Starting with the first line of the listing, quote each line exactly until and including the one with "const toPoints = (list: number[][])", leaving pictures out.

## BEGIN

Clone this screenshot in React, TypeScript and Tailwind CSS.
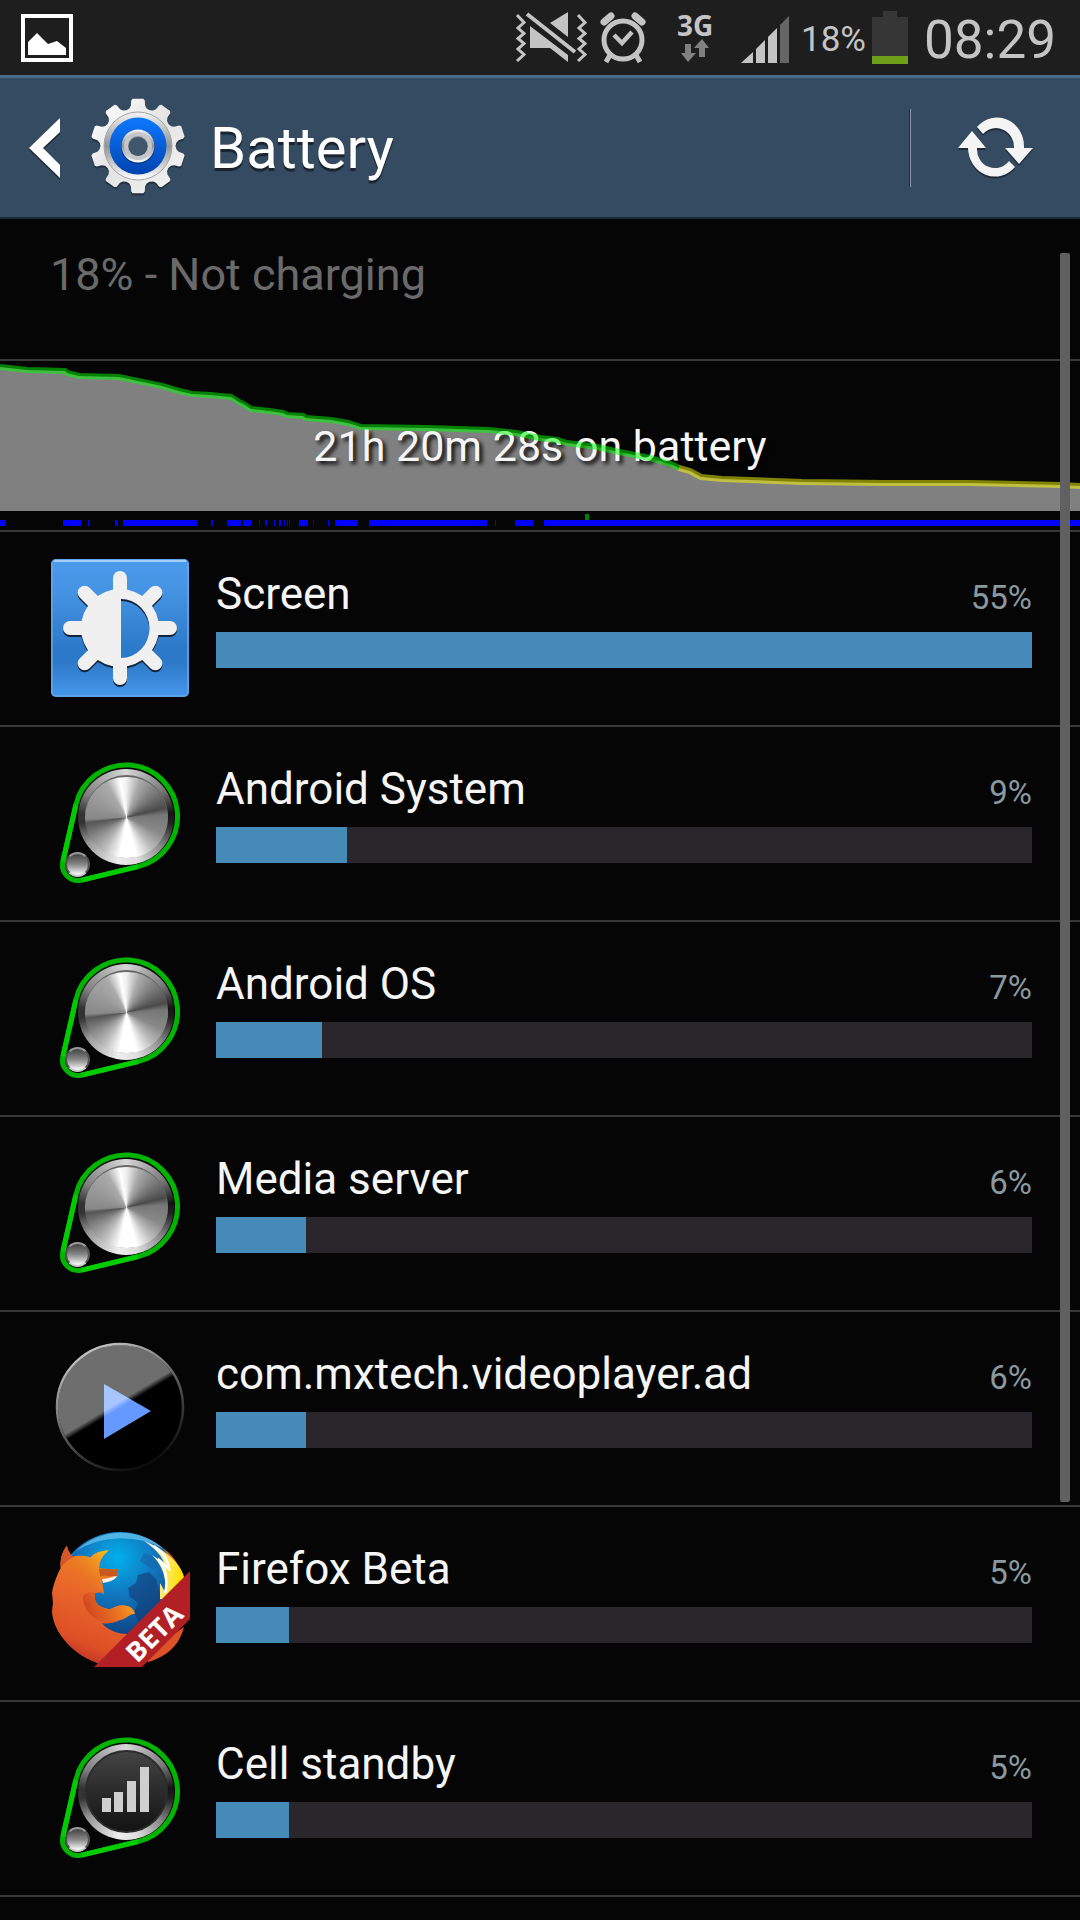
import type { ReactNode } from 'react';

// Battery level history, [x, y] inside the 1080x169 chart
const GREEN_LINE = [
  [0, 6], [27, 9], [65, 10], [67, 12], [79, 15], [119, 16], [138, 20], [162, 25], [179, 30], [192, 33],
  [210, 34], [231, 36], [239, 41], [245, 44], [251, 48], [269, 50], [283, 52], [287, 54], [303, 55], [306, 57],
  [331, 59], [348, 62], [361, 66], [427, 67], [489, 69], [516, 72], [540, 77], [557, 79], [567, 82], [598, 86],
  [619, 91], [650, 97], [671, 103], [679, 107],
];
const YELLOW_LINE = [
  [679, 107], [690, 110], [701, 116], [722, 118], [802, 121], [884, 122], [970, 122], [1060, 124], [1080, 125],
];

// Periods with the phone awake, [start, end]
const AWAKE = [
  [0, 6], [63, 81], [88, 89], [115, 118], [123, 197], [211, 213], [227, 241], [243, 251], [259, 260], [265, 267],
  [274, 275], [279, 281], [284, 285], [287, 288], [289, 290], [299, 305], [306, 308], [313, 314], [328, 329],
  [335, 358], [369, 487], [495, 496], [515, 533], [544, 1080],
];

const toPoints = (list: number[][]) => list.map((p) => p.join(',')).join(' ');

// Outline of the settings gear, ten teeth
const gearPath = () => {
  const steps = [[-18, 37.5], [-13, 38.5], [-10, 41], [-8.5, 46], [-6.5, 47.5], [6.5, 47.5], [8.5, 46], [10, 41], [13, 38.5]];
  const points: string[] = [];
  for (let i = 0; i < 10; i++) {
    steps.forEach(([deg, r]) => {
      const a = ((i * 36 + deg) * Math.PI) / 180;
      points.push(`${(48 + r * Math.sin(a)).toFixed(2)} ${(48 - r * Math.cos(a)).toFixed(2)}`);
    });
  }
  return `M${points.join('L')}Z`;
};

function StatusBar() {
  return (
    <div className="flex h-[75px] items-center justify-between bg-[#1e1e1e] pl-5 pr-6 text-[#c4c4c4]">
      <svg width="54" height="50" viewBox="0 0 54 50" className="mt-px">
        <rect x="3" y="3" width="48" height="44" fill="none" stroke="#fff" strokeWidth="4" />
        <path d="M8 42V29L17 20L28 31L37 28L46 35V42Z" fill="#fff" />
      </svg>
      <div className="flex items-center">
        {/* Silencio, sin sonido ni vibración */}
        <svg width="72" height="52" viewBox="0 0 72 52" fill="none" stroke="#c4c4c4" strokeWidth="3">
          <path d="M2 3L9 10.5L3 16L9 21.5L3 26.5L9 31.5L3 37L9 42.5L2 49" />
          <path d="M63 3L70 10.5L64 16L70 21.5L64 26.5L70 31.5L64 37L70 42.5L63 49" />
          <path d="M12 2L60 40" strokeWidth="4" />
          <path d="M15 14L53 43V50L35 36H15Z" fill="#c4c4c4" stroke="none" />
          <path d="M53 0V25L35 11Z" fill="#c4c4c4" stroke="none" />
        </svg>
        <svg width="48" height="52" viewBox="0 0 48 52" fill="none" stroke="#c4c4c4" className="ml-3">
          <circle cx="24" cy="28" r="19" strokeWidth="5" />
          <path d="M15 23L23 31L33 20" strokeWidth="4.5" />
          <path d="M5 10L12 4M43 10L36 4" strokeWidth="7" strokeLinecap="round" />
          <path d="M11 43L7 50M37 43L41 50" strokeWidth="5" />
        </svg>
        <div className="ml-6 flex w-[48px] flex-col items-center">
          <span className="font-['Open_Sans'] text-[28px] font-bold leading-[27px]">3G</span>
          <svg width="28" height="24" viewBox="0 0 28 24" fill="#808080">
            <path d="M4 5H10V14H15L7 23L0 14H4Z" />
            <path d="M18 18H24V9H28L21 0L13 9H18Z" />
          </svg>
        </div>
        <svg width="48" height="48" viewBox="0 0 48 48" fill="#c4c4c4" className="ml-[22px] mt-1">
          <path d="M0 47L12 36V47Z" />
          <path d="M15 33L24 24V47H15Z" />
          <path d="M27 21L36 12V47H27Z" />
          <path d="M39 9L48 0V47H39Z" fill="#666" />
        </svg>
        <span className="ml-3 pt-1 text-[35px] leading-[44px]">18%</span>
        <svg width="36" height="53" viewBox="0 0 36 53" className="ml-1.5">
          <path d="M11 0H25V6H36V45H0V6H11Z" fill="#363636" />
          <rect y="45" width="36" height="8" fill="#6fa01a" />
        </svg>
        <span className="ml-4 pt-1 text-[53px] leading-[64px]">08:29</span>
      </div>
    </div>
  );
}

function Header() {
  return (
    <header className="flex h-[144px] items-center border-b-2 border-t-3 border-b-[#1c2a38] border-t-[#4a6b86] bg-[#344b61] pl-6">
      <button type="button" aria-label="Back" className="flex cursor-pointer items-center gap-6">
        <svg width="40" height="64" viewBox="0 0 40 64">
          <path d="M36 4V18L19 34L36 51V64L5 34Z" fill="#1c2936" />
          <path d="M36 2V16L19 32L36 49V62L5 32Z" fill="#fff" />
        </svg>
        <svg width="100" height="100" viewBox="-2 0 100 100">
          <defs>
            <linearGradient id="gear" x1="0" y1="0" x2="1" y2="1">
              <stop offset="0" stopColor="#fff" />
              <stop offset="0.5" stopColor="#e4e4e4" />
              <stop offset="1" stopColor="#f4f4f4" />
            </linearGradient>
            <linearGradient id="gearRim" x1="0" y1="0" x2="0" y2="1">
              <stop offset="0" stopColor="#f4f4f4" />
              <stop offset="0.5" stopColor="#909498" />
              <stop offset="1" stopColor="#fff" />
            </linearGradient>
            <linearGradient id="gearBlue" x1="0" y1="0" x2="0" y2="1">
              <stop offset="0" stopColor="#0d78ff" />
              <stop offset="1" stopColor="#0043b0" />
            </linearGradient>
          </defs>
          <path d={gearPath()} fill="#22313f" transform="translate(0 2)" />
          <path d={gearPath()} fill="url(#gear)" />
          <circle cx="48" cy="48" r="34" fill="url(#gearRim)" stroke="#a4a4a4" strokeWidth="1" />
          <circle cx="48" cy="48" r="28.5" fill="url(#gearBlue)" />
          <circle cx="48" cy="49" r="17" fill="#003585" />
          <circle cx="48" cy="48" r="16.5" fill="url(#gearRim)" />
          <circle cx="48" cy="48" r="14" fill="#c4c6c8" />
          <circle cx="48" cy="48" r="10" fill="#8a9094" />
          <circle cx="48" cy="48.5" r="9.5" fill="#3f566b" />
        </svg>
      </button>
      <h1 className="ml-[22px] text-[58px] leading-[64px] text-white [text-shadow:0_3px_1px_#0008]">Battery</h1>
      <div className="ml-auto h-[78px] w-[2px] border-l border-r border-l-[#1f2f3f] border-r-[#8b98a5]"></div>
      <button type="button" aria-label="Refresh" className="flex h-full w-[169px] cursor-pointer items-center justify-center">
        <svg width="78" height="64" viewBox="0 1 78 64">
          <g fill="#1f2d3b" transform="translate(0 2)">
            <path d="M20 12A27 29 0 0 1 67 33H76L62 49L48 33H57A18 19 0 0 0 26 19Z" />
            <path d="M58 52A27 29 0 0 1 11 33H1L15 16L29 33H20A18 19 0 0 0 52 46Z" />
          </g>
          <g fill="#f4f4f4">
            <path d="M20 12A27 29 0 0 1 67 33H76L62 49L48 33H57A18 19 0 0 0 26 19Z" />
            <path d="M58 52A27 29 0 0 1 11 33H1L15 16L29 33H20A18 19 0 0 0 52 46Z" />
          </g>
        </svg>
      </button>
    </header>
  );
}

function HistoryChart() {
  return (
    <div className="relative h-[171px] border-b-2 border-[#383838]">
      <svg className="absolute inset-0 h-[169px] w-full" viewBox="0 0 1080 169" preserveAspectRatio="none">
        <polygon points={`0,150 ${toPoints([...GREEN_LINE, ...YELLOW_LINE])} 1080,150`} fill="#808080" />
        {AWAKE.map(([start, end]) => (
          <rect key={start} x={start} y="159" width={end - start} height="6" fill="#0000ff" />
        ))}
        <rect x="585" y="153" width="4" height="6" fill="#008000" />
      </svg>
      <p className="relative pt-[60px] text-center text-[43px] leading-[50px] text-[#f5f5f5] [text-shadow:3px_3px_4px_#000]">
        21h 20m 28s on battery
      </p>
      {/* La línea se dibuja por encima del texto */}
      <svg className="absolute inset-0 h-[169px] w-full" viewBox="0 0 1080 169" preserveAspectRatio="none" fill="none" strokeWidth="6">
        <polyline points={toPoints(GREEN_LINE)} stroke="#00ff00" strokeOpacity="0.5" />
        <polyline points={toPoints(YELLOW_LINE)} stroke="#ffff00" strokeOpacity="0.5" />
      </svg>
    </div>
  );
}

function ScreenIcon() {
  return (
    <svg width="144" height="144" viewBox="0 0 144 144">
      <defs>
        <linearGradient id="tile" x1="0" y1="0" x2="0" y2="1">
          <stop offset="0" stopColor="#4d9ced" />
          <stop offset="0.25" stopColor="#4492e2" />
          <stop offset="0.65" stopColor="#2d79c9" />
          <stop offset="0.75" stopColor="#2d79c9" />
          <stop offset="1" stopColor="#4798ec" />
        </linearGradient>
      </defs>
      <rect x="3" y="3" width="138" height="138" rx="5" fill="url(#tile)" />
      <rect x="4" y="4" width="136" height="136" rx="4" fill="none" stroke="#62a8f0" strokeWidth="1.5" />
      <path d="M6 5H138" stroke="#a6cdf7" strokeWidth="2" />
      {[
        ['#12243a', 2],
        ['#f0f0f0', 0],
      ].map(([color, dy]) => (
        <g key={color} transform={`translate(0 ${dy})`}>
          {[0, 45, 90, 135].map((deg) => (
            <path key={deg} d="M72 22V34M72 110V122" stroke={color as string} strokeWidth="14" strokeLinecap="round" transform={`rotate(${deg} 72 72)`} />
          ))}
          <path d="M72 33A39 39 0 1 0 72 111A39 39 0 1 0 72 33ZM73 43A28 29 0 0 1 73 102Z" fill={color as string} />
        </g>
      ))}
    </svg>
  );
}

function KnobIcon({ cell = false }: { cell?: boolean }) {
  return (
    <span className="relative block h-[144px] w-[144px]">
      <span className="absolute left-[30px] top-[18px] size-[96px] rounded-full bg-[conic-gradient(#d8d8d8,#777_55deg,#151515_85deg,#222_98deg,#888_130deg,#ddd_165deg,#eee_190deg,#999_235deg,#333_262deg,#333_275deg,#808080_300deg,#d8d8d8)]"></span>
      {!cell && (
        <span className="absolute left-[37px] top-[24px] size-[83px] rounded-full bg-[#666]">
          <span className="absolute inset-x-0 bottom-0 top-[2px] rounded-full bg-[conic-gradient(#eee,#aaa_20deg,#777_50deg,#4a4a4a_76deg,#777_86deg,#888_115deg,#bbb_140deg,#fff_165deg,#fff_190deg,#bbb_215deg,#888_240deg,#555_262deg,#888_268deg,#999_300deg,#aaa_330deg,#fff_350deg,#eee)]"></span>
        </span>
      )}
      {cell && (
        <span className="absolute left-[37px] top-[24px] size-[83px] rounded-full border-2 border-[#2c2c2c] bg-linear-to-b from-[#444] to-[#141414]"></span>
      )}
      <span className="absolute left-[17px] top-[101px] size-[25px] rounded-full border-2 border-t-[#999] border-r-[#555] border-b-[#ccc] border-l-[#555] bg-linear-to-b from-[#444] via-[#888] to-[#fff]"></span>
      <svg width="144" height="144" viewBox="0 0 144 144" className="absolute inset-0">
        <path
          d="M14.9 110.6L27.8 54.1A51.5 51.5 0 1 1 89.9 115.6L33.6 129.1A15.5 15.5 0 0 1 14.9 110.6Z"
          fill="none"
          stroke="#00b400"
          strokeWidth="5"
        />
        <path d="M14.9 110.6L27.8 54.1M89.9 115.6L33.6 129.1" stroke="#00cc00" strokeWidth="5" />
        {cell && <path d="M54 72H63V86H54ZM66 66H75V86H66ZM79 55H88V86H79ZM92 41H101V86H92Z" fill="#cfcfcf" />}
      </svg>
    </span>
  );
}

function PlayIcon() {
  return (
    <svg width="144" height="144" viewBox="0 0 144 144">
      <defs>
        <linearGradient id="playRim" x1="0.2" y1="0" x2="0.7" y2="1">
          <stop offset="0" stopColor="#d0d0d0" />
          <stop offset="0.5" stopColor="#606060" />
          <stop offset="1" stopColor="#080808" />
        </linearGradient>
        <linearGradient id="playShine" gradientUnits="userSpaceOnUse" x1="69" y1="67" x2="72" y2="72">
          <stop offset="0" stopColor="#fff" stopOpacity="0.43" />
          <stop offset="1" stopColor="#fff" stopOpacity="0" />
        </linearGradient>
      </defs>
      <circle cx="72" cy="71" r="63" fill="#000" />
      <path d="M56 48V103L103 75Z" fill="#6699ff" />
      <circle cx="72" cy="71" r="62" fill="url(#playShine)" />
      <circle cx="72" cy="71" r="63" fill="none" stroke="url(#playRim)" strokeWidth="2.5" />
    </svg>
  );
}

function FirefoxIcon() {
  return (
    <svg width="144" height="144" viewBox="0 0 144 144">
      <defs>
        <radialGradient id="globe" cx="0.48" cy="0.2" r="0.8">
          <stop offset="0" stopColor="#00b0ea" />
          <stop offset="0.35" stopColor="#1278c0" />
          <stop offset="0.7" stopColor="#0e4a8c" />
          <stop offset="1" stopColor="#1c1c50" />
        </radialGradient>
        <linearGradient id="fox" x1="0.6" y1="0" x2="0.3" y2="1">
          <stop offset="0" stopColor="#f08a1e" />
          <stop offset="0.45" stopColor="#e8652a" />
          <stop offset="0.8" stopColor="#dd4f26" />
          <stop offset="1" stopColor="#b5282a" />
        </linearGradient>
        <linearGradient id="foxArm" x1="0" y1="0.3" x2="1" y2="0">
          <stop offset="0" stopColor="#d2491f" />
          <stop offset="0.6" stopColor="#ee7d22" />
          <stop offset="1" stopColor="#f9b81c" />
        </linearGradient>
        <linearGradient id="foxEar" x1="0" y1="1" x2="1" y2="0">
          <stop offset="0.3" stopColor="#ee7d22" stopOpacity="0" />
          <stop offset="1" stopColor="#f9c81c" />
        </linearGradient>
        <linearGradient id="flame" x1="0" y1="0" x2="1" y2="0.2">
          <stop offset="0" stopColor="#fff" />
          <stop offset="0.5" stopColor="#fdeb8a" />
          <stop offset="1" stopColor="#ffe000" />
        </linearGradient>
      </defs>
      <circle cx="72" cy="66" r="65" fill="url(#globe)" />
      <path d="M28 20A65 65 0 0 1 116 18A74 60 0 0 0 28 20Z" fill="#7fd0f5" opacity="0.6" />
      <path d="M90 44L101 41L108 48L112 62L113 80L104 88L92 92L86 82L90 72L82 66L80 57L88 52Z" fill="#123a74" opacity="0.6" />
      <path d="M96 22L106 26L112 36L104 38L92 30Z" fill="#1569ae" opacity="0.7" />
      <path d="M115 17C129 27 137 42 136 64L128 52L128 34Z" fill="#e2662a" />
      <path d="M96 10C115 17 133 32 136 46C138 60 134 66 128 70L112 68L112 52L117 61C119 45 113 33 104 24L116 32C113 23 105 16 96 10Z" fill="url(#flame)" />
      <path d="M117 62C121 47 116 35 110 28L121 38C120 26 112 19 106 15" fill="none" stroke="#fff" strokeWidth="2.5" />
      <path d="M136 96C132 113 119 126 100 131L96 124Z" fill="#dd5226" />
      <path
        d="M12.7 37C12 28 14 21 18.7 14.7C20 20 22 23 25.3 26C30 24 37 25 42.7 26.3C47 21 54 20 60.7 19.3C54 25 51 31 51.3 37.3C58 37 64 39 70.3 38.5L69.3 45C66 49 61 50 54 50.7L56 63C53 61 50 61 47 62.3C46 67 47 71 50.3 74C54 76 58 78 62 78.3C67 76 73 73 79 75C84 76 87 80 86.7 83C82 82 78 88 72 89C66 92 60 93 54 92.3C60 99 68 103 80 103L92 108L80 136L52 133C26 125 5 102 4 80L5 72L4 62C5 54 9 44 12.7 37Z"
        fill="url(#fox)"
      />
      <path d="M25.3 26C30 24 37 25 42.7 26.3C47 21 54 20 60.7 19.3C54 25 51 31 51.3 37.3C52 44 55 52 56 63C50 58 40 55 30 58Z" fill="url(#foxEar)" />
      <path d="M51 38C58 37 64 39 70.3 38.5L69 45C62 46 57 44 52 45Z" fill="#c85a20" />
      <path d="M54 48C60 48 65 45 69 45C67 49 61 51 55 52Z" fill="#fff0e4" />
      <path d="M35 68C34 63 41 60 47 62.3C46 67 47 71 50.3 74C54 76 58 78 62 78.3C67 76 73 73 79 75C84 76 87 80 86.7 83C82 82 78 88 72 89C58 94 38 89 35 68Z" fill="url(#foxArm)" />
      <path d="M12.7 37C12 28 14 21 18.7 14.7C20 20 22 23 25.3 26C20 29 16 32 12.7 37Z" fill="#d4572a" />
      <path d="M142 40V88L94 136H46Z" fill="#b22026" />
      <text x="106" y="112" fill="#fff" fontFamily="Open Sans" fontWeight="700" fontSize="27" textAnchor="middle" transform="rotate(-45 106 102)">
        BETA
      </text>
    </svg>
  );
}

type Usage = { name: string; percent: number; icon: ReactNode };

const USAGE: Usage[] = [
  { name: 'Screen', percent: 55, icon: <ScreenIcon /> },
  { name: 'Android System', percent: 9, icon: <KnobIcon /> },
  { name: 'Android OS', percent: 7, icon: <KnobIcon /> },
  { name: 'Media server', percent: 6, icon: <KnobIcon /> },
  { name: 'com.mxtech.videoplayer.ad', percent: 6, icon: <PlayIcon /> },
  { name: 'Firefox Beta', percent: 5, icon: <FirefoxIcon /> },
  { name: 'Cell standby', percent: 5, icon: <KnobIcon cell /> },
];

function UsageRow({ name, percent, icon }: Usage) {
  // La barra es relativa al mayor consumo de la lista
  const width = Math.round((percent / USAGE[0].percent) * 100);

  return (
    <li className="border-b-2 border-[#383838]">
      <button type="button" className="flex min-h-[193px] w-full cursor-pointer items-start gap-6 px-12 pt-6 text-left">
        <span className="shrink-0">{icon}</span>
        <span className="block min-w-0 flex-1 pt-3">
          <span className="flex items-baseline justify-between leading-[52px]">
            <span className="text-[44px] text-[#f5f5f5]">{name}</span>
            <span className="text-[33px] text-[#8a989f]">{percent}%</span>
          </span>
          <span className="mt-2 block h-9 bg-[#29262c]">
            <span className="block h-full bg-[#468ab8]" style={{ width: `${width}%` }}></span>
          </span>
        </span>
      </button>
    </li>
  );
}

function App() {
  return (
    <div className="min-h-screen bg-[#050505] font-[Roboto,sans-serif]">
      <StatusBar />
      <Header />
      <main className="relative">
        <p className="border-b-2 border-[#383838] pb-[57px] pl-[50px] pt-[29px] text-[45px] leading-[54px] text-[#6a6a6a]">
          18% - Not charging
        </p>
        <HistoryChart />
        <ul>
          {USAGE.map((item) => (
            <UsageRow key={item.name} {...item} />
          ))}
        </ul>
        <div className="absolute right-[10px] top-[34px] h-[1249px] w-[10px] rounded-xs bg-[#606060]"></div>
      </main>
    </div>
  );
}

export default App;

## END

CORRECT RESULT:
Clone this screenshot in React, TypeScript and Tailwind CSS.
import type { ReactNode } from 'react';

// Battery level history, [x, y] inside the 1080x169 chart
const GREEN_LINE = [
  [0, 6], [27, 9], [65, 10], [67, 12], [79, 15], [119, 16], [138, 20], [162, 25], [179, 30], [192, 33],
  [210, 34], [231, 36], [239, 41], [245, 44], [251, 48], [269, 50], [283, 52], [287, 54], [303, 55], [306, 57],
  [331, 59], [348, 62], [361, 66], [427, 67], [489, 69], [516, 72], [540, 77], [557, 79], [567, 82], [598, 86],
  [619, 91], [650, 97], [671, 103], [679, 107],
];
const YELLOW_LINE = [
  [679, 107], [690, 110], [701, 116], [722, 118], [802, 121], [884, 122], [970, 122], [1060, 124], [1080, 125],
];

// Periods with the phone awake, [start, end]
const AWAKE = [
  [0, 6], [63, 81], [88, 89], [115, 118], [123, 197], [211, 213], [227, 241], [243, 251], [259, 260], [265, 267],
  [274, 275], [279, 281], [284, 285], [287, 288], [289, 290], [299, 305], [306, 308], [313, 314], [328, 329],
  [335, 358], [369, 487], [495, 496], [515, 533], [544, 1080],
];

const toPoints = (list: number[][]) => list.map((p) => p.join(',')).join(' ');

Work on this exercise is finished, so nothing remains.